As the world has learned over the course of the last several months, adequate testing is critical in slowing down the coronavirus. But the state of Iowa isn’t reporting every single test result publicly because of a decision made earlier on in the pandemic.
Trombino said every state epidemiologist worked together, along with the Centers for Disease Control and Prevention, in the Council of State and Territorial Epidemiologists to create uniform reporting standards. He admitted this standard of reporting individuals and not test isn’t perfect but says it allows researchers to analyze how many cases there are per 100,000 people.
“That’s the big thing: If we don’t show it as individuals, you can’t do the [cases] per 100,000,” Trombino said. “You can’t do the straight-up comparison county to county, city to city, state to state. You have to be able to do that count. If you show all tests, all negatives, all positives, you can’t do the calculation.”
The White House Coronavirus Task Force’s most recent report, dated Oct. 25 and obtained by ABC News, found that Iowa ranks 10th when it comes to new cases out of 100,000 people.
More states are shifting to telling the public about all tests, but there is still a lot of variation in the US because the federal government hasn’t mandated a particular reporting style across the board.
This week, Florida stopped reporting data the way Iowa is, by not counting retests, and the change, expectedly, dropped the positivity rate.

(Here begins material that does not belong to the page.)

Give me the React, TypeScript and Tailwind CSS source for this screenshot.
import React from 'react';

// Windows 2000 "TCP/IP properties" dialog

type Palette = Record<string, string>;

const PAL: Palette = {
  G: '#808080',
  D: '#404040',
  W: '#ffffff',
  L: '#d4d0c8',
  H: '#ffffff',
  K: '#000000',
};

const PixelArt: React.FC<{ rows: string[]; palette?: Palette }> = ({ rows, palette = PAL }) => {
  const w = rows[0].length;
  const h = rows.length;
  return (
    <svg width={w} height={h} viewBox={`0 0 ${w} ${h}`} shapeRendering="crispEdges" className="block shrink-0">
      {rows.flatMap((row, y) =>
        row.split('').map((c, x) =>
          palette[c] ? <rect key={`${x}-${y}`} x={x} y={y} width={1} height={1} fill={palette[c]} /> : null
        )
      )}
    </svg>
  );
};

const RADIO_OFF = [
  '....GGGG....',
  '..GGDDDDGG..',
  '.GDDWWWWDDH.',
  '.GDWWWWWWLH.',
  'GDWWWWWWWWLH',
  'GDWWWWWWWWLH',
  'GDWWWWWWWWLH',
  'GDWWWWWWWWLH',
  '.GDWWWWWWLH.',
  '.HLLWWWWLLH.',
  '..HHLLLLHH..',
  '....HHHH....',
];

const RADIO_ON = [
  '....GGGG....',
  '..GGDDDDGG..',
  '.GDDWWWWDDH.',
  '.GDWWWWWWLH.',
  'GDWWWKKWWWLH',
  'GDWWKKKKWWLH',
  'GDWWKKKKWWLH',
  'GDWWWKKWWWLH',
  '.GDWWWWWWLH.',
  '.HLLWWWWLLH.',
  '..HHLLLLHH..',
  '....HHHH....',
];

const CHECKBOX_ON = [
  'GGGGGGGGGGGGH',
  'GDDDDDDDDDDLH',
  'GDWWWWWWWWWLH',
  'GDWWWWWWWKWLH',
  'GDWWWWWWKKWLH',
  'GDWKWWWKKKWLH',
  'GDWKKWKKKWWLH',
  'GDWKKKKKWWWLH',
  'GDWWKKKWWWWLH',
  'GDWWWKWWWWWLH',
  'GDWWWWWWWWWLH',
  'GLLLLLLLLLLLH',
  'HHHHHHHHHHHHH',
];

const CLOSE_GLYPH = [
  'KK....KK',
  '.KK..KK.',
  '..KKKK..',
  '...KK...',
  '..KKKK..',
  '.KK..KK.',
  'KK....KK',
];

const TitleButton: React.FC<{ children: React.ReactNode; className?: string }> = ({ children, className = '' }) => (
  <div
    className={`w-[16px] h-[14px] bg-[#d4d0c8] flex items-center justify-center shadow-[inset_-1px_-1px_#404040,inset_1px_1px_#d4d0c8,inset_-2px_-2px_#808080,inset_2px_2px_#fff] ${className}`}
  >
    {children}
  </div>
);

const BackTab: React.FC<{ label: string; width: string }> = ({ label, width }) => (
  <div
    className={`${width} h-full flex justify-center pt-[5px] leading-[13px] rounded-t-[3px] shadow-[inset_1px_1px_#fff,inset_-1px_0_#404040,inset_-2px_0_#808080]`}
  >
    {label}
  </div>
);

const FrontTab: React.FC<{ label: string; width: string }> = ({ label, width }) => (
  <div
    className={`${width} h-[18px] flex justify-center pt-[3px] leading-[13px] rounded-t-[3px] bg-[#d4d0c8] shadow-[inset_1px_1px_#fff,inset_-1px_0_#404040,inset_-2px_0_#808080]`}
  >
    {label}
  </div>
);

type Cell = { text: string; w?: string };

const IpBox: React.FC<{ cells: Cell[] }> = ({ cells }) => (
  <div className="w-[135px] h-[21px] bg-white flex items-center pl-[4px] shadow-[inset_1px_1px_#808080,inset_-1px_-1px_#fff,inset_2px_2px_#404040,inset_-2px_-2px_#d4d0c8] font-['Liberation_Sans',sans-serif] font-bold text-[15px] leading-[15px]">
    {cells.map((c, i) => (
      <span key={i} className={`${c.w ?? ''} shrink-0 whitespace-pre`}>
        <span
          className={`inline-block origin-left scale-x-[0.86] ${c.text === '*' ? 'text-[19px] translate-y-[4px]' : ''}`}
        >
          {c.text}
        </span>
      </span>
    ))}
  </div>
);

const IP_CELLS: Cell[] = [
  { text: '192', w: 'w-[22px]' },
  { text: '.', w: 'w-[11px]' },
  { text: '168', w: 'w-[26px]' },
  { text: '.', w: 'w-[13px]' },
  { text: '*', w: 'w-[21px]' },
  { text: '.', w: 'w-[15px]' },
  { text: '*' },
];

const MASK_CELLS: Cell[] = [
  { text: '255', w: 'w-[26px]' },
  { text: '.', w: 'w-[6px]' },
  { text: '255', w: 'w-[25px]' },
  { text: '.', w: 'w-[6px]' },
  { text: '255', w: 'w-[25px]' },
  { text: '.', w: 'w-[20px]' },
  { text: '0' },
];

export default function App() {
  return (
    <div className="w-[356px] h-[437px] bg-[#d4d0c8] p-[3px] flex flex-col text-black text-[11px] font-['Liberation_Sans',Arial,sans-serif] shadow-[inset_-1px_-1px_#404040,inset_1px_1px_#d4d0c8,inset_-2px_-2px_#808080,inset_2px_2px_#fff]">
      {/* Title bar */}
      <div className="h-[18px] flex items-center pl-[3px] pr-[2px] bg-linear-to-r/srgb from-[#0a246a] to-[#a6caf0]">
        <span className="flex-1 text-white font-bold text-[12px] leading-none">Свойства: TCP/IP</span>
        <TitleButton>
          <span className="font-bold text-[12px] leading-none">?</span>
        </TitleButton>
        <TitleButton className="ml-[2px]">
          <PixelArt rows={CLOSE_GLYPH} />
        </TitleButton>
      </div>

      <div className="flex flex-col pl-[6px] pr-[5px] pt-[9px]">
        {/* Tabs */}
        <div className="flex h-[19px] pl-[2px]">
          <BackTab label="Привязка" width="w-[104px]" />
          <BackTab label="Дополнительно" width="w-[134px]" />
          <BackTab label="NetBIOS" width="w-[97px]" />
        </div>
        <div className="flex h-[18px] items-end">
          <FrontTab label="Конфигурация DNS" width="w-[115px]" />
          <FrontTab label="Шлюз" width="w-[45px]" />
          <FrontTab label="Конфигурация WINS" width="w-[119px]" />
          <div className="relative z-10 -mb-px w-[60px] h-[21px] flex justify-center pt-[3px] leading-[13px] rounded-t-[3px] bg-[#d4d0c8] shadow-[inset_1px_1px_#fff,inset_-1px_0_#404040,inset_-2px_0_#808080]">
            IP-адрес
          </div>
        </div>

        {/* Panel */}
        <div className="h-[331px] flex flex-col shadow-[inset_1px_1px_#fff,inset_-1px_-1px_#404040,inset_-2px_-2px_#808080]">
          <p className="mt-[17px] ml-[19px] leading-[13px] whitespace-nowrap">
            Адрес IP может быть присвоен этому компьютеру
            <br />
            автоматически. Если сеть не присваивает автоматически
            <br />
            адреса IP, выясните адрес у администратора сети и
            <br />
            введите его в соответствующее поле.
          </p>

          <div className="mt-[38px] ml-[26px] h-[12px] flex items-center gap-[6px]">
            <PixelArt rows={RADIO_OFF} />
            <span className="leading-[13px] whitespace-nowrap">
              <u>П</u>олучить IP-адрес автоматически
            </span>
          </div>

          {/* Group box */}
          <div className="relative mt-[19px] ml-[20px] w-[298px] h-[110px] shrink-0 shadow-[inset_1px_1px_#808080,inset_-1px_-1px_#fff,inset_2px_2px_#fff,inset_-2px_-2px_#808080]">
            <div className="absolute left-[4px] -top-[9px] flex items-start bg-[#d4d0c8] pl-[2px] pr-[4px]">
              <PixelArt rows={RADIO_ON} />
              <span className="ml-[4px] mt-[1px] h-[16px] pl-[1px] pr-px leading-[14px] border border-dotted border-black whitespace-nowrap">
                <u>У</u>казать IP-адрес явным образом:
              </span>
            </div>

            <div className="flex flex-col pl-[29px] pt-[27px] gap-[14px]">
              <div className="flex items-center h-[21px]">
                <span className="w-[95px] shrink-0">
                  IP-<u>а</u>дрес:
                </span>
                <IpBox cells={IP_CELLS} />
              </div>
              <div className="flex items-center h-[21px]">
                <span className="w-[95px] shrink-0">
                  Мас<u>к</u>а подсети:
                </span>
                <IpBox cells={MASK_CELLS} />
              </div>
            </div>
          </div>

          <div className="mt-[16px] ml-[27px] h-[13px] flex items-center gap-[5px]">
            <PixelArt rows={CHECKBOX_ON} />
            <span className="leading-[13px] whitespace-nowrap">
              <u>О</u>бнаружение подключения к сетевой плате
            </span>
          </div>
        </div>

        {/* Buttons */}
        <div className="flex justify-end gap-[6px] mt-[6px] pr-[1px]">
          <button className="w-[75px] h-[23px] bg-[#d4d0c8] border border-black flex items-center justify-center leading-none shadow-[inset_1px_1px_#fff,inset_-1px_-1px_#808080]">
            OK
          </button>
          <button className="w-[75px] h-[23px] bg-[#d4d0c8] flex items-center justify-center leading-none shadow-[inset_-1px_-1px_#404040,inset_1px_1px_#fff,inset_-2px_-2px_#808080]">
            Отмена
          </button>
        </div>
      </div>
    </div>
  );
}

That move also increased the number of tests reported by 3.7 million, according to The Covid Tracking Project.
But thousands of tests are still happening in Iowa, unbeknownst to the public, and if the state did count each specimen, including repeats, Trombino said Iowa’s positivity rate would certainly be lower.
TV9 asked Gov. Reynolds' office if Iowans would be able to see all testing results, as the state is collecting this data without making it publicly available, and the state said it was working on that.